**Written request**. Copy all lines in which the word "index" can be found.

**Material provided**.
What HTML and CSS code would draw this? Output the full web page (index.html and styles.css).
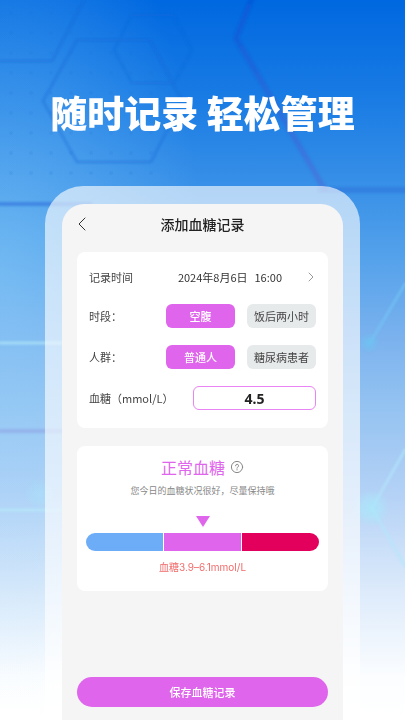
FILE: index.html
```html
<!DOCTYPE html>
<html lang="zh-CN">
<head>
<meta charset="utf-8">
<meta name="viewport" content="width=device-width, initial-scale=1">
<title>添加血糖记录</title>
<link rel="stylesheet" href="styles.css">
</head>
<body>
<svg class="backdrop" viewBox="0 0 405 720" preserveAspectRatio="xMidYMid slice" aria-hidden="true">
  <defs>
    <pattern id="dots" width="20" height="20" patternUnits="userSpaceOnUse">
      <circle cx="11" cy="13" r="2" fill="#1668d0" opacity=".13"/>
    </pattern>
    <radialGradient id="glow">
      <stop offset="0" stop-color="#a9e8fb" stop-opacity=".8"/>
      <stop offset=".5" stop-color="#a9e8fb" stop-opacity=".5"/>
      <stop offset="1" stop-color="#a9e8fb" stop-opacity="0"/>
    </radialGradient>
    <radialGradient id="glow-blue">
      <stop offset="0" stop-color="#6cc4f3" stop-opacity=".8"/>
      <stop offset="1" stop-color="#6cc4f3" stop-opacity="0"/>
    </radialGradient>
    <linearGradient id="edge" x1="0" y1="0" x2="0" y2="1">
      <stop offset="0" stop-color="#0a52d4"/>
      <stop offset="1" stop-color="#4c70da"/>
    </linearGradient>
    <filter id="soft"><feGaussianBlur stdDeviation="1"/></filter>
  </defs>
  <rect width="170" height="190" fill="url(#dots)"/>
  <g fill="none" filter="url(#soft)">
    <g stroke="#1767d3" stroke-width="2" opacity=".45">
      <path d="M84 0 52 61H0"/>
      <path d="M77 40h73l32 61-31 61H77L43 101z"/>
      <path d="M132 15h41l19 35-18 33h-42l-18-33z" opacity=".7"/>
    </g>
    <path d="M0 204h90" stroke="#2f6fdc" stroke-width="4" opacity=".6"/>
    <path d="M252-2 236 38 325 190" stroke="url(#edge)" stroke-width="6" opacity=".55"/>
    <path d="M320 190H405" stroke="#286fd9" stroke-width="6" opacity=".5"/>
    <path d="M0 431h62" stroke="#8fa5e6" stroke-width="4" opacity=".6"/>
    <path d="M0 343h62M0 510h62" stroke="#b8ecfc" stroke-width="3" opacity=".6"/>
    <path d="M405 284 370 343" stroke="#75c6f6" stroke-width="3" opacity=".6"/>
    <path d="M405 450 372 508 405 566" stroke="#b3e8fb" stroke-width="3" opacity=".6"/>
  </g>
  <circle cx="369" cy="343" r="11" fill="url(#glow-blue)"/>
  <circle cx="371" cy="508" r="19" fill="url(#glow)"/>
  <circle cx="40" cy="494" r="16" fill="url(#glow)" opacity=".5"/>
</svg>
<main class="page">
  <h1 class="headline">随时记录 轻松管理</h1>
  <div class="frame">
    <form class="screen">
      <header class="topbar">
        <button class="back" type="button" aria-label="返回">
          <svg viewBox="0 0 8 14"><path d="M7 1 1 7l6 6"/></svg>
        </button>
        <h2 class="title">添加血糖记录</h2>
      </header>
      <section class="card entry">
        <div class="row when">
          <span class="label" id="time-label">记录时间</span>
          <button class="datetime" type="button" aria-labelledby="time-label time-value">
            <span class="stamp" id="time-value"><span>2024年8月6日</span><span>16:00</span></span>
            <svg viewBox="0 0 6 10"><path d="m1 1 4 4-4 4"/></svg>
          </button>
        </div>
        <div class="row">
          <span class="label">时段：</span>
          <div class="options">
            <button class="option selected" type="button" aria-pressed="true">空腹</button>
            <button class="option" type="button" aria-pressed="false">饭后两小时</button>
          </div>
        </div>
        <div class="row">
          <span class="label">人群：</span>
          <div class="options">
            <button class="option selected" type="button" aria-pressed="true">普通人</button>
            <button class="option" type="button" aria-pressed="false">糖尿病患者</button>
          </div>
        </div>
        <div class="row">
          <label class="label" for="glucose">血糖（mmol/L）</label>
          <input class="value" id="glucose" type="text" inputmode="decimal" value="4.5">
        </div>
      </section>
      <section class="card result">
        <div class="status">
          <h3 class="verdict">正常血糖</h3>
          <button class="help" type="button" aria-label="说明">
            <svg viewBox="0 0 14 14"><circle cx="7" cy="7" r="5.6"/><path d="M5.6 5.8a1.5 1.5 0 1 1 2.2 1.3c-.6.3-.8.5-.8 1.1M7 9.6v.4"/></svg>
          </button>
        </div>
        <p class="advice">您今日的血糖状况很好，尽量保持哦</p>
        <svg class="pointer" viewBox="0 0 14 11" aria-hidden="true"><path d="M0 0h14L7 11z"/></svg>
        <div class="scale"><span class="low"></span><span class="normal"></span><span class="high"></span></div>
        <p class="range">血糖3.9–6.1mmol/L</p>
      </section>
      <button class="save" type="submit">保存血糖记录</button>
    </form>
  </div>
</main>
</body>
</html>
```
FILE: styles.css
```css
* {
  box-sizing: border-box;
}

body {
  margin: 0;
  font-family: "Noto Sans CJK SC", sans-serif;
  color: #444;
}

h1, h2, h3, p {
  margin: 0;
}

button, input {
  font: inherit;
  color: inherit;
  border: 0;
  padding: 0;
  background: none;
}

svg {
  display: block;
  fill: none;
  stroke-linecap: round;
  stroke-linejoin: round;
}

.page {
  min-height: 100vh;
  display: flex;
  flex-direction: column;
}

.backdrop {
  position: absolute;
  z-index: -1;
  width: 100%;
  height: 100%;
  background:
    radial-gradient(ellipse 50% 60% at 0 38%, rgb(150 215 252 / 42%), transparent),
    linear-gradient(to bottom, #0068e0, #1a7ce4 14%, #3e94e8 28%, #55a2eb 36%, #7bb2ee 47%, #93c2f1 56%, #b5d2f6 69%, #dfecfb 83%, #fbfdff 94%, #fff);
}

.headline {
  padding: 84px 0 46px;
  font-size: 37px;
  line-height: 56px;
  font-weight: 900;
  text-align: center;
  color: #fff;
}

.frame {
  flex: 1;
  display: flex;
  margin: 0 45px;
  padding: 18px 17px 0;
  border-radius: 38px 38px 0 0;
  background: rgb(255 255 255 / 62%);
}

.screen {
  flex: 1;
  display: flex;
  flex-direction: column;
  padding: 0 15px 13px;
  border-radius: 22px 22px 0 0;
  background: #f5f5f5;
}

.topbar {
  display: grid;
  grid-template-columns: 16px 1fr 16px;
  align-items: center;
  height: 40px;
  margin-bottom: 8px;
}

.back svg {
  width: 8px;
  height: 14px;
  margin-left: 1px;
  stroke: #333;
}

.title {
  font-size: 14px;
  line-height: 20px;
  font-weight: 500;
  text-align: center;
  color: #222;
}

.card {
  border-radius: 8px;
  background: #fff;
}

.entry {
  display: grid;
  gap: 17px;
  padding: 15px 12px 18px;
  font-size: 11px;
}

.row {
  display: flex;
  align-items: center;
  justify-content: space-between;
  height: 24px;
}

.when {
  height: 20px;
}

.datetime {
  display: flex;
  align-items: center;
  gap: 26px;
  padding-right: 2px;
  color: #333;
}

.datetime svg {
  width: 6px;
  height: 10px;
  stroke: #999;
}

.stamp {
  display: flex;
  gap: 7px;
}

.options {
  display: grid;
  grid-template-columns: 69px 69px;
  gap: 12px;
}

.option {
  height: 24px;
  border-radius: 6px;
  background: #e7eaeb;
}

.selected {
  font-weight: 500;
  color: #fff;
  background: #df66ec;
}

.value {
  width: 123px;
  height: 24px;
  border: 1px solid #ea83f3;
  border-radius: 6px;
  background: #fff;
  font-family: "Noto Sans", sans-serif;
  font-size: 14px;
  font-weight: 700;
  text-align: center;
  color: #222;
}

.result {
  display: flex;
  flex-direction: column;
  align-items: center;
  margin-top: 18px;
  padding: 9px 9px 16px;
}

.status {
  display: flex;
  align-items: center;
  gap: 5px;
}

.verdict {
  font-size: 16px;
  line-height: 24px;
  font-weight: 400;
  color: #df66ec;
}

.help svg {
  width: 14px;
  height: 14px;
  stroke: #888;
}

.advice {
  margin-top: 4px;
  font-size: 9px;
  line-height: 16px;
  color: #888;
}

.pointer {
  width: 14px;
  height: 11px;
  margin-top: 17px;
  fill: #df66ec;
}

.scale {
  display: grid;
  grid-template-columns: repeat(3, 1fr);
  gap: 1px;
  width: 100%;
  height: 18px;
  margin-top: 6px;
  border-radius: 9px;
  overflow: hidden;
}

.low {
  background: #6dadf8;
}

.normal {
  background: #df66ec;
}

.high {
  background: #e3005c;
}

.range {
  margin-top: 8px;
  font-family: Inter, "Noto Sans CJK SC", sans-serif;
  font-size: 10px;
  line-height: 16px;
  color: #f26b6b;
}

.save {
  height: 30px;
  margin-top: auto;
  border-radius: 15px;
  background: #df66ec;
  font-size: 11px;
  font-weight: 500;
  color: #fff;
}
```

**Response**.
What HTML and CSS code would draw this? Output the full web page (index.html and styles.css).
FILE: index.html
  z-index: -1;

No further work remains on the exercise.